3. The authors claimed that CT scans were evaluated by a medical consultant radiologist with expertise in respiratory diseases blinded to vaccination status and clinical data. I think this work should be completed by at least two radiologists, and the discordant results should be determined by consultation or by consulting another expert. Otherwise, there will be human mistakes or even errors in CT imaging analysis, leading to impaired reliability of the results.

That is true. “CT scans were evaluated by a medical consultant radiologist with expertise in respiratory diseases and her supervisor. Both were blinded to vaccination status and clinical data. Data shows the consensus between both”.

4. There are two main lines of research in this study, one is to evaluate the differences in pulmonary granulomas and other lesions after BCG vaccination in monkeys with different vaccination routes, and the other is the value of CT imaging in evaluating the efficacy of BCG. The author has no focus, and the two story lines are confusing, which can't let the reader grasp the story.
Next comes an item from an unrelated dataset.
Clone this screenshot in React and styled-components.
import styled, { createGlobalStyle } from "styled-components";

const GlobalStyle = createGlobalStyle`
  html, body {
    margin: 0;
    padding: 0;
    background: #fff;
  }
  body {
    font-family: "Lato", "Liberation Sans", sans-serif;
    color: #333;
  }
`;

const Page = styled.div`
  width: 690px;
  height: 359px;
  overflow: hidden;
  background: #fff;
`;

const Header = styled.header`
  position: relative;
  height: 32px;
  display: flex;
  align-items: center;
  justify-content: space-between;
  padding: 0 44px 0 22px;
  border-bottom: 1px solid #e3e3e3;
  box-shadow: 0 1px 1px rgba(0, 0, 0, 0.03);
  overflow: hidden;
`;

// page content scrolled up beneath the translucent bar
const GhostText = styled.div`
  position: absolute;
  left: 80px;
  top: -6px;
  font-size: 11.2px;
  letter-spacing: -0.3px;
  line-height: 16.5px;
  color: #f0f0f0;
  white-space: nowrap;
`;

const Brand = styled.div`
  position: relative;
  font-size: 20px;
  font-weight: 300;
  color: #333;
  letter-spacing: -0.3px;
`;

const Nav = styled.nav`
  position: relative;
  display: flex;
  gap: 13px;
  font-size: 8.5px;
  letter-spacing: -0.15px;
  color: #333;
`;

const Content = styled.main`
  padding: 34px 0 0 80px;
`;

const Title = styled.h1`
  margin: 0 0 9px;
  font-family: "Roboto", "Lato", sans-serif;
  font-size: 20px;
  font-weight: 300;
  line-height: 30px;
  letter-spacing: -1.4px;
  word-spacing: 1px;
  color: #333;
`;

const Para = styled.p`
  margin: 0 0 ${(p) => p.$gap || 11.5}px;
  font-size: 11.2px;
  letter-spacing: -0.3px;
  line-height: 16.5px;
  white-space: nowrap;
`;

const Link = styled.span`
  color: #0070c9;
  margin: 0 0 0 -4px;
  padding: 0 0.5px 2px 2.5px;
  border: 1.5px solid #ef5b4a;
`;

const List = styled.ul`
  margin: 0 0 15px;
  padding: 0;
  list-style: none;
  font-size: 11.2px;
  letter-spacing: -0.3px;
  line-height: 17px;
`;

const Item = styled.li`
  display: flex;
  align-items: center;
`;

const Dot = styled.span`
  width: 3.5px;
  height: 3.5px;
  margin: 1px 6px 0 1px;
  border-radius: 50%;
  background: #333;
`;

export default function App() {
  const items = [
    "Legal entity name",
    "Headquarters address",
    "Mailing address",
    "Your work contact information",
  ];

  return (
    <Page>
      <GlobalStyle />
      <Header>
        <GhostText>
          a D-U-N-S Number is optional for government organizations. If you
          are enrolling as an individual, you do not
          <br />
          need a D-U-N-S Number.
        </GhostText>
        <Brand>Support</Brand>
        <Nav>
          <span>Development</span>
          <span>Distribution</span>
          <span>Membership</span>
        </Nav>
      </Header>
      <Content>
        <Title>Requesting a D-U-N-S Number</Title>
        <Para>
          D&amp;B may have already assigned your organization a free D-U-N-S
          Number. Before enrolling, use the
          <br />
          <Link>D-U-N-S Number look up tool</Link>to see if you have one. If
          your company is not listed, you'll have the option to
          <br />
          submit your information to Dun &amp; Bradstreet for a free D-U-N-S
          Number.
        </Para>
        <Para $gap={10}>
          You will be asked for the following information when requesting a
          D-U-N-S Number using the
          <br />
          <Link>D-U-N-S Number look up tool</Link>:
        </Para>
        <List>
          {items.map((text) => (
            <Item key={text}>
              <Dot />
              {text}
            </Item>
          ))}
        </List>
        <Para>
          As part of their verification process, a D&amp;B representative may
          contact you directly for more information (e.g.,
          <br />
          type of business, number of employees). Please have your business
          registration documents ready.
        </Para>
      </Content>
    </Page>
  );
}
We have clarified the story at the end of the introduction: “The aim of this study has been to evaluate the progression of Mtb infection in experimental NHP models through the spatial monitoring of the micronodules. We have found that the identification of consolidations associated with daughter micronodules would be a useful tool to evaluate the efficacy of new vaccines”.

5. In Figure 7, although the fraction of daughter micronodules of five groups were showed, but we do not know the differences of number of daughter micronodules among five groups. In other words, the number of daughter micronodules collected from CT images did not show the protective efficacy of BCG vaccination. There are similar problems in Figure 9.

The number of daughter micronodules per each experimental group is displayed in the Table 2. Figure 9 shows the anatomical Distribution of the lesions in vaccinated macaques. This Picture is not intended to discern between the type of micronodules, as it has a low resolution.

Minor issues:

1.-The length of Introduction section is too long; I suggest that authors should short it and highlight key points.

We have shortened the introduction and highlight the key points.

2. The English language should be improved by an English native-speaker. For example, Mycobacterium tuberculosis has been abbreviated as Mtb in line 44, but Mycobacterium tuberculosis still was used in line 53. The full name can be used for the first time, and the abbreviation is usually used for the second time.

The paper has been reviewed again by an English native-speaker, and the problem with the abbreviations fixed.

3. The text and numbers in figures 1 to 3 are too small to be legible. It is suggested that the author increase the font size to improve the image resolution.

We have increased the font size in the numbers of these figures.

4. Special symbol in Figure S1 should be explained in the figure legend. Does it indicate a death of a macaque?

We have included an explanation in the legend: “Macaques marked with dagger symbol were euthanized before the planned end of study, according to the welfare monitoring plan”.

5. In Figure S2, the volume of lung collected from cynomolgus and rhesus were compared. Why did the authors compare this data? There are already racial differences in body size and organ size between the two animals, and I do not think it is meaningful to compare lung volume or size between the two animals.

Even when this is obvious, as we had to build “in silico” lungs per each macaque, we just wanted to show that effectively our data reflects what is already known. It is just a validation and we think it is worthy to add it in the supplementary file.

6. Table 1 did not give detailed information. What does the “n=320” mean? What does the “Median” indicate?

We have included an explanation in the legend of Table 1: “n means the total number of lesions per each experimental group. Median shows the value separating the higher half from the lower half of the number of each type of lesion per experimental group”.

Round 2

Reviewer 4 Report

I have checked the revised manuscript carefully, and found that the authors have addressed all my conserns.
I would like to recommend to accept it in this version.